▸ Given exercise
Give the data below again, word for word.

=== Supplied data ===

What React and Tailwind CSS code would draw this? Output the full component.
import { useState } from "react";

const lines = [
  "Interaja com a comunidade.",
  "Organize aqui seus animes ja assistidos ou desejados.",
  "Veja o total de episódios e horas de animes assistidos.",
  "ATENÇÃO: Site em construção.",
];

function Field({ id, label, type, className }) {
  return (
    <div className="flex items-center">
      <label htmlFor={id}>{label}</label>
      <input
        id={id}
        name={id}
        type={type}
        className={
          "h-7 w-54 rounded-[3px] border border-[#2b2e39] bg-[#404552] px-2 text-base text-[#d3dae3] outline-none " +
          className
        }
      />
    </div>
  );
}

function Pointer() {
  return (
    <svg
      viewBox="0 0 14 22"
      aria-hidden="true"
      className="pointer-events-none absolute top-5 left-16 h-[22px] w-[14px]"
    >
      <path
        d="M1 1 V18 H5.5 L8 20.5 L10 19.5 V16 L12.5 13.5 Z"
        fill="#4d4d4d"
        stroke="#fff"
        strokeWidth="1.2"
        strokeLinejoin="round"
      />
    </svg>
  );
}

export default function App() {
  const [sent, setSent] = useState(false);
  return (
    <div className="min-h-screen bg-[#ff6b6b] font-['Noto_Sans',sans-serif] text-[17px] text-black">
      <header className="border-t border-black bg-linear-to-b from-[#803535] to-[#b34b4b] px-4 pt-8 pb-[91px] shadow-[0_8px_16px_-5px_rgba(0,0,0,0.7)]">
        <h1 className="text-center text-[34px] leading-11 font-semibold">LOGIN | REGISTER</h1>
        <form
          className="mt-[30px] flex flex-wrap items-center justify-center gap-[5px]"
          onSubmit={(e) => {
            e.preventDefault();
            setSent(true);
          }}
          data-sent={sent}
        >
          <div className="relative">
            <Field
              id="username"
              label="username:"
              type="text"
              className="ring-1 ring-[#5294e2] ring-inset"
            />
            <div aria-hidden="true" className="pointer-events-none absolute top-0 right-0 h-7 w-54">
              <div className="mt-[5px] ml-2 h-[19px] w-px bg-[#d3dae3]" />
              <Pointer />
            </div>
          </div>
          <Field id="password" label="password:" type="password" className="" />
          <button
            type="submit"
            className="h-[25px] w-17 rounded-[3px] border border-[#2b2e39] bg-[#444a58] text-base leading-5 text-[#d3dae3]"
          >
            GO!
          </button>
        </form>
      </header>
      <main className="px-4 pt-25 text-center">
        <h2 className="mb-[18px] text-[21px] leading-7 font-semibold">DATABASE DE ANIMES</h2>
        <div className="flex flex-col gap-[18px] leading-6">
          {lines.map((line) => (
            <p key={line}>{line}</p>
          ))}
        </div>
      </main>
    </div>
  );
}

===

▸ Solution to the exercise
What React and Tailwind CSS code would draw this? Output the full component.
import { useState } from "react";

const lines = [
  "Interaja com a comunidade.",
  "Organize aqui seus animes ja assistidos ou desejados.",
  "Veja o total de episódios e horas de animes assistidos.",
  "ATENÇÃO: Site em construção.",
];

function Field({ id, label, type, className }) {
  return (
    <div className="flex items-center">
      <label htmlFor={id}>{label}</label>
      <input
        id={id}
        name={id}
        type={type}
        className={
          "h-7 w-54 rounded-[3px] border border-[#2b2e39] bg-[#404552] px-2 text-base text-[#d3dae3] outline-none " +
          className
        }
      />
    </div>
  );
}

function Pointer() {
  return (
    <svg
      viewBox="0 0 14 22"
      aria-hidden="true"
      className="pointer-events-none absolute top-5 left-16 h-[22px] w-[14px]"
    >
      <path
        d="M1 1 V18 H5.5 L8 20.5 L10 19.5 V16 L12.5 13.5 Z"
        fill="#4d4d4d"
        stroke="#fff"
        strokeWidth="1.2"
        strokeLinejoin="round"
      />
    </svg>
  );
}

export default function App() {
  const [sent, setSent] = useState(false);
  return (
    <div className="min-h-screen bg-[#ff6b6b] font-['Noto_Sans',sans-serif] text-[17px] text-black">
      <header className="border-t border-black bg-linear-to-b from-[#803535] to-[#b34b4b] px-4 pt-8 pb-[91px] shadow-[0_8px_16px_-5px_rgba(0,0,0,0.7)]">
        <h1 className="text-center text-[34px] leading-11 font-semibold">LOGIN | REGISTER</h1>
        <form
          className="mt-[30px] flex flex-wrap items-center justify-center gap-[5px]"
          onSubmit={(e) => {
            e.preventDefault();
            setSent(true);
          }}
          data-sent={sent}
        >
          <div className="relative">
            <Field
              id="username"
              label="username:"
              type="text"
              className="ring-1 ring-[#5294e2] ring-inset"
            />
            <div aria-hidden="true" className="pointer-events-none absolute top-0 right-0 h-7 w-54">
              <div className="mt-[5px] ml-2 h-[19px] w-px bg-[#d3dae3]" />
              <Pointer />
            </div>
          </div>
          <Field id="password" label="password:" type="password" className="" />
          <button
            type="submit"
            className="h-[25px] w-17 rounded-[3px] border border-[#2b2e39] bg-[#444a58] text-base leading-5 text-[#d3dae3]"
          >
            GO!
          </button>
        </form>
      </header>
      <main className="px-4 pt-25 text-center">
        <h2 className="mb-[18px] text-[21px] leading-7 font-semibold">DATABASE DE ANIMES</h2>
        <div className="flex flex-col gap-[18px] leading-6">
          {lines.map((line) => (
            <p key={line}>{line}</p>
          ))}
        </div>
      </main>
    </div>
  );
}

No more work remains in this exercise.